The idea of Cave as a pretentious and hollow self-creation is pervasive, and has reached a peak in recent years. James Valentine wrote in 2009 that Cave is ‘a one trick pony… as eager a self-promoter as Paris Hilton …famous for being Nick Cave.’ Responding to 20,000 Days on Earth, the 2014 documentary on Cave, Mark Phillips sees him as ‘pretentious, self-absorbed and of moderate talent… derivative and bombastic, drawing on hackneyed gothic imagery.’ Reviewing Cave’s 2015 book of non-fiction The Sick Bag Song, veteran music critic Barney Hoskyns gives Cave his due as a live performer, and even finds points of interest in the candid admissions in the book. Ultimately though, Cave is ‘at his worst… not just a woefully poor singer, but a faintly embarrassing writer.’ One of the things that Mark Mordue’s compelling biography asserts is that Cave’s self-mythology is a product of both genuine artistic obsessions, and of the networks of friends and family uniquely equipped to guide and nurture them.

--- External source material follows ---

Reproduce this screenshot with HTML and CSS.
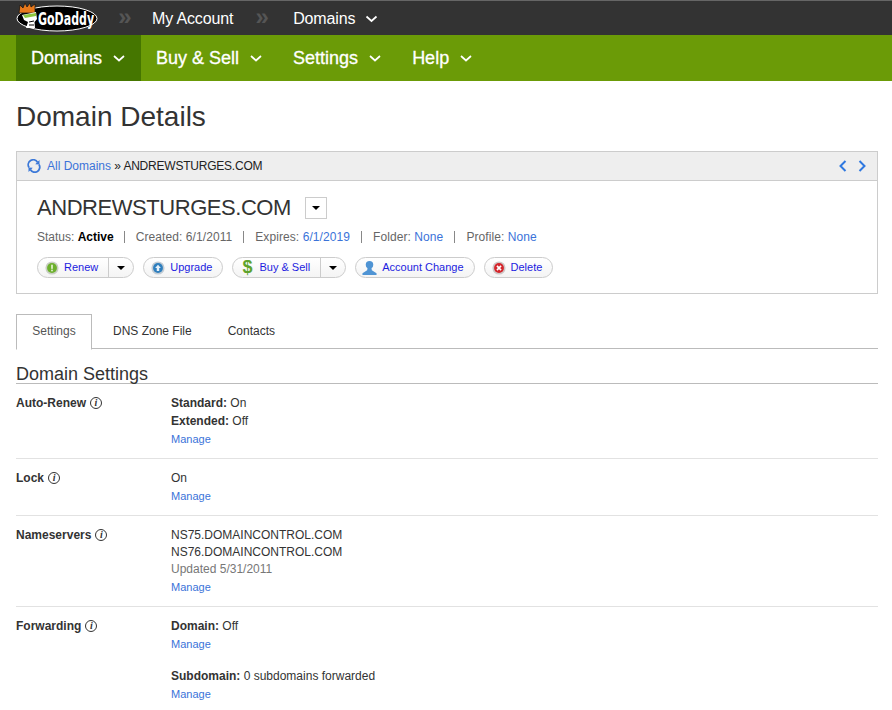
FILE: index.html
```html
<!DOCTYPE HTML>
<html>

<head>
<meta charset="utf-8">
<title>Domain Details</title>

<link rel="stylesheet" href="styles.css">
</head>

<body>

<div class="topbar">
  <svg class="logo" width="84" height="34" viewBox="0 0 84 34">
    <ellipse cx="41" cy="18.5" rx="40" ry="12.5" fill="#000" stroke="#fff" stroke-width="1"/>
    <path d="M3 13 L4 5 L7 8 L9 3 L11 7 L14 3 L15 7 L19 4 L19 13 Z" fill="#e8791c" stroke="#111" stroke-width=".7"/>
    <path d="M6 15 L20 12 L21 19 L18.5 22 L19 28 L10 28 L12 22 L8 20 Z" fill="#fff"/>
    <path d="M7 15 L20 13 L20 16 L9 18 Z" fill="#8cc63f"/>
    <path d="M13 22 L18 21 M13 25 L18 25" stroke="#000" stroke-width="1"/>
    <text class="logo-text" transform="translate(22 25) scale(.72 1)">GoDaddy</text>
  </svg>
  <span class="crumb-sep">&raquo;</span>
  <a class="top-link">My Account</a>
  <span class="crumb-sep sep2">&raquo;</span>
  <a class="top-link link2">Domains
    <svg class="chev" width="13" height="8" viewBox="0 0 13 8"><path d="M1.5 1.5 L6.5 6 L11.5 1.5"/></svg>
  </a>
</div>

<div class="mainnav">
  <a class="nav-item active">Domains <svg class="chev" width="12" height="7" viewBox="0 0 12 7"><path d="M1 1 L6 5.5 L11 1"/></svg></a>
  <a class="nav-item">Buy &amp; Sell <svg class="chev" width="12" height="7" viewBox="0 0 12 7"><path d="M1 1 L6 5.5 L11 1"/></svg></a>
  <a class="nav-item">Settings <svg class="chev" width="12" height="7" viewBox="0 0 12 7"><path d="M1 1 L6 5.5 L11 1"/></svg></a>
  <a class="nav-item">Help <svg class="chev" width="12" height="7" viewBox="0 0 12 7"><path d="M1 1 L6 5.5 L11 1"/></svg></a>
</div>

<div class="content">
  <h1>Domain Details</h1>

  <div class="panel">
    <div class="panel-head">
      <svg class="refresh" width="14" height="14" viewBox="0 0 14 14">
        <path d="M2 8.5 A5 5 0 0 1 10.5 3.2 M12 5.5 A5 5 0 0 1 3.5 10.8"/>
        <path class="fill" d="M12.5 1 L12.5 5.5 L8.2 5.2 Z M1.5 13 L1.5 8.5 L5.8 8.8 Z"/>
      </svg>
      <span class="crumbs"><a class="link">All Domains</a> &raquo; <span class="crumb-name">ANDREWSTURGES.COM</span></span>
      <span class="pager">
        <svg width="8" height="12" viewBox="0 0 8 12"><path d="M6.5 1 L1.5 6 L6.5 11"/></svg>
        <svg width="8" height="12" viewBox="0 0 8 12"><path d="M1.5 1 L6.5 6 L1.5 11"/></svg>
      </span>
    </div>
    <div class="panel-body">
      <div class="name-row">
        <span class="domain-name">ANDREWSTURGES.COM</span>
        <span class="name-drop"><i class="caret"></i></span>
      </div>
      <div class="meta">
        <span class="status">Status: <b>Active</b></span><i class="pipe"></i>
        <span>Created: 6/1/2011</span><i class="pipe"></i>
        <span>Expires: <a class="link">6/1/2019</a></span><i class="pipe"></i>
        <span>Folder: <a class="link">None</a></span><i class="pipe"></i>
        <span>Profile: <a class="link">None</a></span>
      </div>
      <div class="actions">
        <span class="btn">
          <span class="btn-main">
            <svg width="14" height="14" viewBox="0 0 17 17"><circle cx="8.5" cy="8.5" r="8" fill="#c9cfc4"/><circle cx="8.5" cy="8.5" r="6" fill="#6cb02c"/><rect x="7.5" y="4.5" width="2" height="5" fill="#e8f5d8"/><rect x="7.5" y="10.5" width="2" height="2" fill="#e8f5d8"/></svg>
            <span>Renew</span>
          </span>
          <span class="btn-drop"><i class="caret"></i></span>
        </span>
        <span class="btn">
          <span class="btn-main">
            <svg width="14" height="14" viewBox="0 0 17 17"><circle cx="8.5" cy="8.5" r="8" fill="#c3ccd4"/><circle cx="8.5" cy="8.5" r="6" fill="#2f7fbe"/><path d="M8.5 4.5 L12 8.5 L10 8.5 L10 12 L7 12 L7 8.5 L5 8.5 Z" fill="#e6f1fa"/></svg>
            <span>Upgrade</span>
          </span>
        </span>
        <span class="btn">
          <span class="btn-main">
            <span class="dollar">$</span>
            <span>Buy &amp; Sell</span>
          </span>
          <span class="btn-drop"><i class="caret"></i></span>
        </span>
        <span class="btn">
          <span class="btn-main tight">
            <svg width="15" height="16" viewBox="0 0 16 17"><circle cx="8" cy="5" r="4" fill="#4f94d4"/><path d="M6 8 L10 8 L10.5 11 L15.5 14 L15.5 16 L.5 16 L.5 14 L5.5 11 Z" fill="#4f94d4"/></svg>
            <span>Account Change</span>
          </span>
        </span>
        <span class="btn">
          <span class="btn-main">
            <svg width="14" height="14" viewBox="0 0 17 17"><circle cx="8.5" cy="8.5" r="8" fill="#cfc8c8"/><circle cx="8.5" cy="8.5" r="6" fill="#d4262c"/><path d="M6 6 L11 11 M11 6 L6 11" stroke="#fff" stroke-width="2"/></svg>
            <span>Delete</span>
          </span>
        </span>
      </div>
    </div>
  </div>

  <div class="tabs">
    <a class="tab current">Settings</a>
    <a class="tab">DNS Zone File</a>
    <a class="tab">Contacts</a>
  </div>

  <h2>Domain Settings</h2>

  <div class="setting first">
    <div class="setting-label">Auto-Renew <i class="info">i</i></div>
    <div class="setting-value">
      <div class="line"><b>Standard:</b> On</div>
      <div class="line"><b>Extended:</b> Off</div>
      <div class="line"><a class="manage">Manage</a></div>
    </div>
  </div>

  <div class="setting">
    <div class="setting-label">Lock <i class="info">i</i></div>
    <div class="setting-value">
      <div class="line">On</div>
      <div class="line"><a class="manage">Manage</a></div>
    </div>
  </div>

  <div class="setting">
    <div class="setting-label">Nameservers <i class="info">i</i></div>
    <div class="setting-value">
      <div class="line">NS75.DOMAINCONTROL.COM</div>
      <div class="line">NS76.DOMAINCONTROL.COM</div>
      <div class="line muted">Updated 5/31/2011</div>
      <div class="line"><a class="manage">Manage</a></div>
    </div>
  </div>

  <div class="setting last">
    <div class="setting-label">Forwarding <i class="info">i</i></div>
    <div class="setting-value">
      <div class="line"><b>Domain:</b> Off</div>
      <div class="line"><a class="manage">Manage</a></div>
      <div class="line spaced"><b>Subdomain:</b> 0 subdomains forwarded</div>
      <div class="line"><a class="manage">Manage</a></div>
    </div>
  </div>
</div>

</body>
</html>
```

FILE: styles.css
```css
body {
  margin: 0;
  background: #fff;
  color: #333;
  font-family: "Liberation Sans", Arial, sans-serif;
  font-size: 12px;
  overflow-x: hidden;
}

a {
  text-decoration: none;
}

/* top bar */

.topbar {
  height: 34px;
  border-top: 1px solid #666;
  background: #333;
  display: flex;
  align-items: center;
  color: #fff;
}

.logo {
  margin: -1px 0 0 16px;
  align-self: flex-start;
  flex: none;
}

.logo-text {
  font-family: "DejaVu Sans Condensed", "DejaVu Sans", sans-serif;
  font-weight: bold;
  font-size: 17px;
  fill: #fff;
}

.crumb-sep {
  width: 16px;
  margin: -3px 0 0 17px;
  color: #555;
  font-size: 24px;
  font-weight: bold;
  line-height: 24px;
  text-align: center;
}

.crumb-sep.sep2 {
  margin-left: 21px;
}

.top-link {
  margin: 1px 0 0 19px;
  color: #fff;
  font-size: 16px;
  letter-spacing: -.15px;
}

.top-link.link2 {
  margin-left: 23px;
}

.top-link .chev {
  margin-left: 5px;
  vertical-align: 1px;
}

.chev {
  fill: none;
  stroke: #fff;
  stroke-width: 1.7;
}

/* green nav */

.mainnav {
  height: 46px;
  padding-left: 16px;
  background: #6b9b07;
  display: flex;
}

.nav-item {
  display: flex;
  align-items: center;
  gap: 11px;
  padding: 0 16px 0 15px;
  color: #fff;
  font-size: 18px;
  -webkit-text-stroke: .3px #fff;
}

.nav-item .chev {
  margin-top: 1px;
}

.nav-item.active {
  background: #457600;
}

/* page */

.content {
  padding: 0 14px 0 16px;
}

h1 {
  margin: 0;
  padding-top: 20px;
  height: 50px;
  color: #333;
  font-size: 28px;
  font-weight: normal;
  line-height: 32px;
}

.panel {
  border: 1px solid #ccc;
}

.panel-head {
  height: 28px;
  padding-left: 10px;
  background: #eee;
  border-bottom: 1px solid #ccc;
  display: flex;
  align-items: center;
  color: #222;
}

.refresh {
  margin-right: 6px;
  fill: none;
  stroke: #3b78d8;
  stroke-width: 1.8;
}

.refresh .fill {
  fill: #3b78d8;
  stroke: none;
}

.crumb-name {
  margin-left: -1px;
  letter-spacing: -.22px;
}

.link {
  color: #3b73d9;
}

.pager {
  margin-left: auto;
  margin-right: 11px;
  display: flex;
  gap: 11px;
}

.pager svg {
  fill: none;
  stroke: #2f78e0;
  stroke-width: 2;
}

.panel-body {
  height: 112px;
  padding-left: 20px;
}

.name-row {
  display: flex;
  align-items: center;
  height: 26px;
  padding-top: 14px;
}

.domain-name {
  color: #333;
  font-size: 22px;
  letter-spacing: -.45px;
}

.name-drop {
  width: 20px;
  height: 20px;
  margin-left: 14px;
  border: 1px solid #ccc;
  display: flex;
  align-items: center;
  justify-content: center;
}

.caret {
  width: 0;
  height: 0;
  border-left: 4px solid transparent;
  border-right: 4px solid transparent;
  border-top: 4px solid #000;
}

.meta {
  margin-top: 8px;
  height: 16px;
  display: flex;
  align-items: center;
  color: #666;
  letter-spacing: .08px;
}

.meta .status {
  letter-spacing: 0;
  margin-right: -1px;
}

.meta b {
  color: #000;
}

.pipe {
  width: 1px;
  height: 12px;
  margin: 0 11px;
  background: #888;
}

.actions {
  margin-top: 12px;
  display: flex;
  gap: 9px;
}

.btn {
  height: 19px;
  border: 1px solid #ccc;
  border-radius: 11px;
  display: flex;
  font-size: 11px;
  color: #1c1ce0;
  background: linear-gradient(#fff, #f4f4f4);
}

.btn-main {
  display: flex;
  align-items: center;
  gap: 5px;
  padding: 0 10px 0 7px;
}

.btn-main span {
  margin-top: -1px;
}

.btn-main.tight {
  padding-left: 6px;
}

.btn-drop {
  width: 24px;
  border-left: 1px solid #ccc;
  display: flex;
  align-items: center;
  justify-content: center;
}

.dollar {
  width: 14px;
  text-align: center;
  color: #5ea32c;
  font-size: 18px;
  font-weight: bold;
  line-height: 18px;
}

/* tabs */

.tabs {
  margin-top: 20px;
  height: 34px;
  border-bottom: 1px solid #bbb;
  display: flex;
}

.tab {
  height: 34px;
  line-height: 35px;
  padding: 0 15px;
  margin-right: 6px;
  color: #333;
}

.tab.current {
  width: 44px;
  height: 34px;
  line-height: 33px;
  border: 1px solid #bbb;
  border-bottom: 1px solid #fff;
  color: #555;
  text-align: center;
  background: #fff;
}

h2 {
  margin: 15px 0 0;
  height: 19px;
  border-bottom: 1px solid #bbb;
  color: #333;
  font-size: 18px;
  font-weight: normal;
  line-height: 21px;
}

/* rows */

.setting {
  display: flex;
  padding: 11px 0 9px;
  border-bottom: 1px solid #e2e2e2;
}

.setting.first {
  padding: 10px 0 9px;
}

.setting.first .setting-label {
  margin-top: 1px;
}

.setting.first .line {
  line-height: 18px;
}

.setting.last {
  border-bottom: 0;
  padding-bottom: 7px;
}

.setting-label {
  width: 155px;
  font-weight: bold;
  line-height: 17px;
  display: flex;
  align-items: flex-start;
  gap: 4px;
}

.info {
  width: 10px;
  height: 10px;
  margin-top: 2px;
  border: 1px solid #333;
  border-radius: 50%;
  font-family: "Liberation Serif", serif;
  font-size: 10px;
  font-style: italic;
  font-weight: bold;
  line-height: 10px;
  text-align: center;
}

.line {
  line-height: 17px;
}

.line b {
  color: #333;
}

.line.spaced {
  margin-top: 14px;
}

.muted {
  color: #777;
}

.manage {
  color: #3b73d9;
  font-size: 11px;
  line-height: 19px;
}
```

The book is devoted to Cave’s life until the age of 22 when, on 29 February 1980, he boards a plane for the UK with his bandmates. During the flight, they change their name from The Boys Next Door to The Birthday Party, and upon their arrival in London, Cave’s international infamy begins to bloom. The structure of the book attempts to balance what may be considered an over-zealous focus on Cave’s childhood. Boy On Fire begins with chapters on the author’s relationship with his subject and a snapshot of Cave in 2007, both of which serve to give the necessary context of his career for what will follow.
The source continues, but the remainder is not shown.